▸ **Instructions to follow**: All of the material should be reproduced exactly, with pictures left out.

▸ **Provided data**:
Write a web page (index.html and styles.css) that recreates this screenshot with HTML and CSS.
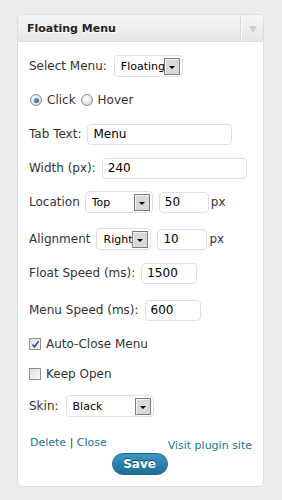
FILE: index.html
```html
<!DOCTYPE html>
<html lang="en">
<head>
    <meta charset="UTF-8">
    <title>Floating Menu widget</title>
    <link rel="stylesheet" href="styles.css">
</head>
<body>
    <div class="widget">
        <div class="widget-top">
            <h3 class="widget-title">Floating Menu</h3>
            <div class="toggle"><span class="toggle-arrow"></span></div>
        </div>

        <div class="widget-inside">
            <div class="field">
                <span>Select Menu:</span>
                <div class="select select-menu"><span class="value">Floating</span><span class="arrow"></span></div>
            </div>

            <div class="field radios">
                <span class="radio checked"></span><span>Click</span>
                <span class="radio"></span><span>Hover</span>
            </div>

            <div class="field">
                <span>Tab Text:</span>
                <input class="text wide" type="text" value="Menu">
            </div>

            <div class="field">
                <span>Width (px):</span>
                <input class="text wide" type="text" value="240">
            </div>

            <div class="field loose">
                <span>Location</span>
                <div class="select select-location"><span class="value">Top</span><span class="arrow"></span></div>
                <input class="text small" type="text" value="50">
                <span class="unit">px</span>
            </div>

            <div class="field">
                <span>Alignment</span>
                <div class="select select-align"><span class="value">Right</span><span class="arrow"></span></div>
                <input class="text small" type="text" value="10">
                <span class="unit">px</span>
            </div>

            <div class="field loose">
                <span>Float Speed (ms):</span>
                <input class="text speed" type="text" value="1500">
            </div>

            <div class="field">
                <span>Menu Speed (ms):</span>
                <input class="text speed" type="text" value="600">
            </div>

            <div class="field check-row auto-close">
                <span class="check checked">
                    <svg width="9" height="9" viewBox="0 0 9 9"><path d="M1.5 4.5 L3.5 7 L7.5 1.2" fill="none" stroke="#2b4b8c" stroke-width="1.6"/></svg>
                </span>
                <span>Auto-Close Menu</span>
            </div>

            <div class="field check-row keep-open">
                <span class="check"></span>
                <span>Keep Open</span>
            </div>

            <div class="field skin">
                <span>Skin:</span>
                <div class="select select-skin"><span class="value">Black</span><span class="arrow"></span></div>
            </div>

            <div class="links">
                <div class="left-links"><a href="#">Delete</a> | <a href="#">Close</a></div>
                <a class="visit" href="#">Visit plugin site</a>
            </div>

            <div class="actions">
                <button class="save">Save</button>
            </div>
        </div>
    </div>
</body>
</html>
```

FILE: styles.css
```css
body {
    margin: 0;
    background-color: #ececec;
    font-family: 'DejaVu Sans', Verdana, sans-serif;
    font-size: 12px;
    color: #333;
}

.widget {
    width: 245px;
    margin: 14px 0 0 17px;
    background-color: #fff;
    border: 1px solid #dcdcdc;
    border-radius: 6px;
}

.widget-top {
    display: flex;
    height: 26px;
    background: linear-gradient(#f6f6f6, #e6e6e6);
    border-bottom: 1px solid #dfdfdf;
    border-radius: 6px 6px 0 0;
}

.widget-title {
    flex: 1;
    margin: 0;
    padding-left: 9px;
    font-size: 11px;
    font-weight: bold;
    line-height: 27px;
    color: #222;
    text-shadow: 0 1px 0 #fff;
}

.toggle {
    width: 21px;
    display: flex;
    align-items: center;
    justify-content: center;
    border-left: 1px solid #f8f8f8;
    box-shadow: -1px 0 0 #dadada;
}

.toggle-arrow {
    width: 0;
    height: 0;
    margin-top: 2px;
    border-left: 4px solid transparent;
    border-right: 4px solid transparent;
    border-top: 7px solid #cfcfcf;
}

.widget-inside {
    padding: 12px 11px 11px 11px;
}

.field {
    display: flex;
    align-items: center;
    gap: 6px;
    height: 24px;
    margin-bottom: 10px;
}

/* rows followed by a slightly bigger gap */
.field.loose {
    margin-bottom: 13px;
}

.text {
    height: 21px;
    box-sizing: border-box;
    border: 1px solid #dfdfdf;
    border-radius: 4px;
    padding: 0 5px;
    font-family: 'DejaVu Sans', Verdana, sans-serif;
    font-size: 12px;
    color: #000;
    background: #fff;
    outline: none;
}

.text.wide {
    width: 145px;
}

.text.small {
    width: 50px;
}

.text.speed {
    width: 56px;
}

.unit {
    margin-left: -4px;
}

.select {
    display: flex;
    align-items: center;
    height: 22px;
    box-sizing: border-box;
    border: 1px solid #dfdfdf;
    border-radius: 4px;
    background: #fff;
    padding: 0 2px 0 6px;
    font-size: 11px;
    color: #000;
}

.select .value {
    flex: 1;
    overflow: hidden;
    white-space: nowrap;
}

.select .arrow {
    flex: none;
    width: 14px;
    height: 15px;
    display: flex;
    align-items: center;
    justify-content: center;
    border: 1px solid #7c7c7c;
    background: #d9d9d9;
    box-shadow: inset 1px 1px 0 #f4f4f4;
}

.select .arrow::after {
    content: '';
    margin-top: 2px;
    border-left: 3px solid transparent;
    border-right: 3px solid transparent;
    border-top: 3px solid #000;
}

.select-menu {
    width: 69px;
    margin-left: 1px;
}

.select-location {
    width: 68px;
    margin-left: -1px;
}

.select-align {
    width: 55px;
}

.select-skin {
    width: 88px;
    margin-left: 1px;
}

.radios {
    gap: 5px;
    padding-left: 1px;
}

.radio {
    width: 10px;
    height: 10px;
    border: 1px solid #8c8c8c;
    border-radius: 50%;
    background: radial-gradient(circle at 40% 35%, #fff, #d4d4d4);
    display: flex;
    align-items: center;
    justify-content: center;
}

.radio.checked::after {
    content: '';
    width: 5px;
    height: 5px;
    border-radius: 50%;
    background: radial-gradient(circle at 40% 35%, #6aa0d8, #1d4f8c);
}

.check-row {
    gap: 5px;
}

.check {
    width: 10px;
    height: 10px;
    border: 1px solid #8e8f8f;
    background: linear-gradient(135deg, #e0e0e0, #fafafa);
    display: flex;
    align-items: center;
    justify-content: center;
}

.auto-close {
    margin-bottom: 6px;
}

.keep-open {
    margin-bottom: 8px;
}

.skin {
    margin-bottom: 18px;
}

.links {
    display: flex;
    justify-content: space-between;
    height: 17px;
    font-size: 11px;
    padding-left: 1px;
}

.left-links {
    align-self: flex-start;
    line-height: 14px;
}

.links a {
    color: #21759b;
    text-decoration: none;
}

.visit {
    align-self: flex-end;
    line-height: 14px;
}

.actions {
    display: flex;
    justify-content: center;
    padding-right: 2px;
}

.save {
    width: 56px;
    height: 22px;
    border: 1px solid #1e6a91;
    border-radius: 11px;
    background: linear-gradient(#3d97c6, #1d6c95);
    color: #fff;
    font-family: 'DejaVu Sans', Verdana, sans-serif;
    font-size: 12px;
    font-weight: bold;
    text-shadow: 0 -1px 0 #0f4766;
    padding: 0;
    cursor: pointer;
}
```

▸ **Solution to this task**:
Write a web page (index.html and styles.css) that recreates this screenshot with HTML and CSS.
FILE: index.html
```html
<!DOCTYPE html>
<html lang="en">
<head>
    <meta charset="UTF-8">
    <title>Floating Menu widget</title>
    <link rel="stylesheet" href="styles.css">
</head>
<body>
    <div class="widget">
        <div class="widget-top">
            <h3 class="widget-title">Floating Menu</h3>
            <div class="toggle"><span class="toggle-arrow"></span></div>
        </div>

        <div class="widget-inside">
            <div class="field">
                <span>Select Menu:</span>
                <div class="select select-menu"><span class="value">Floating</span><span class="arrow"></span></div>
            </div>

            <div class="field radios">
                <span class="radio checked"></span><span>Click</span>
                <span class="radio"></span><span>Hover</span>
            </div>

            <div class="field">
                <span>Tab Text:</span>
                <input class="text wide" type="text" value="Menu">
            </div>

            <div class="field">
                <span>Width (px):</span>
                <input class="text wide" type="text" value="240">
            </div>

            <div class="field loose">
                <span>Location</span>
                <div class="select select-location"><span class="value">Top</span><span class="arrow"></span></div>
                <input class="text small" type="text" value="50">
                <span class="unit">px</span>
            </div>

            <div class="field">
                <span>Alignment</span>
                <div class="select select-align"><span class="value">Right</span><span class="arrow"></span></div>
                <input class="text small" type="text" value="10">
                <span class="unit">px</span>
            </div>

            <div class="field loose">
                <span>Float Speed (ms):</span>
                <input class="text speed" type="text" value="1500">
            </div>

            <div class="field">
                <span>Menu Speed (ms):</span>
                <input class="text speed" type="text" value="600">
            </div>

            <div class="field check-row auto-close">
                <span class="check checked">
                    <svg width="9" height="9" viewBox="0 0 9 9"><path d="M1.5 4.5 L3.5 7 L7.5 1.2" fill="none" stroke="#2b4b8c" stroke-width="1.6"/></svg>
                </span>
                <span>Auto-Close Menu</span>
            </div>

            <div class="field check-row keep-open">
                <span class="check"></span>
                <span>Keep Open</span>
            </div>

            <div class="field skin">
                <span>Skin:</span>
                <div class="select select-skin"><span class="value">Black</span><span class="arrow"></span></div>
            </div>

            <div class="links">
                <div class="left-links"><a href="#">Delete</a> | <a href="#">Close</a></div>
                <a class="visit" href="#">Visit plugin site</a>
            </div>

            <div class="actions">
                <button class="save">Save</button>
            </div>
        </div>
    </div>
</body>
</html>
```

FILE: styles.css
```css
body {
    margin: 0;
    background-color: #ececec;
    font-family: 'DejaVu Sans', Verdana, sans-serif;
    font-size: 12px;
    color: #333;
}

.widget {
    width: 245px;
    margin: 14px 0 0 17px;
    background-color: #fff;
    border: 1px solid #dcdcdc;
    border-radius: 6px;
}

.widget-top {
    display: flex;
    height: 26px;
    background: linear-gradient(#f6f6f6, #e6e6e6);
    border-bottom: 1px solid #dfdfdf;
    border-radius: 6px 6px 0 0;
}

.widget-title {
    flex: 1;
    margin: 0;
    padding-left: 9px;
    font-size: 11px;
    font-weight: bold;
    line-height: 27px;
    color: #222;
    text-shadow: 0 1px 0 #fff;
}

.toggle {
    width: 21px;
    display: flex;
    align-items: center;
    justify-content: center;
    border-left: 1px solid #f8f8f8;
    box-shadow: -1px 0 0 #dadada;
}

.toggle-arrow {
    width: 0;
    height: 0;
    margin-top: 2px;
    border-left: 4px solid transparent;
    border-right: 4px solid transparent;
    border-top: 7px solid #cfcfcf;
}

.widget-inside {
    padding: 12px 11px 11px 11px;
}

.field {
    display: flex;
    align-items: center;
    gap: 6px;
    height: 24px;
    margin-bottom: 10px;
}

/* rows followed by a slightly bigger gap */
.field.loose {
    margin-bottom: 13px;
}

.text {
    height: 21px;
    box-sizing: border-box;
    border: 1px solid #dfdfdf;
    border-radius: 4px;
    padding: 0 5px;
    font-family: 'DejaVu Sans', Verdana, sans-serif;
    font-size: 12px;
    color: #000;
    background: #fff;
    outline: none;
}

.text.wide {
    width: 145px;
}

.text.small {
    width: 50px;
}

.text.speed {
    width: 56px;
}

.unit {
    margin-left: -4px;
}

.select {
    display: flex;
    align-items: center;
    height: 22px;
    box-sizing: border-box;
    border: 1px solid #dfdfdf;
    border-radius: 4px;
    background: #fff;
    padding: 0 2px 0 6px;
    font-size: 11px;
    color: #000;
}

.select .value {
    flex: 1;
    overflow: hidden;
    white-space: nowrap;
}

.select .arrow {
    flex: none;
    width: 14px;
    height: 15px;
    display: flex;
    align-items: center;
    justify-content: center;
    border: 1px solid #7c7c7c;
    background: #d9d9d9;
    box-shadow: inset 1px 1px 0 #f4f4f4;
}

.select .arrow::after {
    content: '';
    margin-top: 2px;
    border-left: 3px solid transparent;
    border-right: 3px solid transparent;
    border-top: 3px solid #000;
}

.select-menu {
    width: 69px;
    margin-left: 1px;
}

.select-location {
    width: 68px;
    margin-left: -1px;
}

.select-align {
    width: 55px;
}

.select-skin {
    width: 88px;
    margin-left: 1px;
}

.radios {
    gap: 5px;
    padding-left: 1px;
}

.radio {
    width: 10px;
    height: 10px;
    border: 1px solid #8c8c8c;
    border-radius: 50%;
    background: radial-gradient(circle at 40% 35%, #fff, #d4d4d4);
    display: flex;
    align-items: center;
    justify-content: center;
}

.radio.checked::after {
    content: '';
    width: 5px;
    height: 5px;
    border-radius: 50%;
    background: radial-gradient(circle at 40% 35%, #6aa0d8, #1d4f8c);
}

.check-row {
    gap: 5px;
}

.check {
    width: 10px;
    height: 10px;
    border: 1px solid #8e8f8f;
    background: linear-gradient(135deg, #e0e0e0, #fafafa);
    display: flex;
    align-items: center;
    justify-content: center;
}

.auto-close {
    margin-bottom: 6px;
}

.keep-open {
    margin-bottom: 8px;
}

.skin {
    margin-bottom: 18px;
}

.links {
    display: flex;
    justify-content: space-between;
    height: 17px;
    font-size: 11px;
    padding-left: 1px;
}

.left-links {
    align-self: flex-start;
    line-height: 14px;
}

.links a {
    color: #21759b;
    text-decoration: none;
}

.visit {
    align-self: flex-end;
    line-height: 14px;
}

.actions {
    display: flex;
    justify-content: center;
    padding-right: 2px;
}

.save {
    width: 56px;
    height: 22px;
    border: 1px solid #1e6a91;
    border-radius: 11px;
    background: linear-gradient(#3d97c6, #1d6c95);
    color: #fff;
    font-family: 'DejaVu Sans', Verdana, sans-serif;
    font-size: 12px;
    font-weight: bold;
    text-shadow: 0 -1px 0 #0f4766;
    padding: 0;
    cursor: pointer;
}
```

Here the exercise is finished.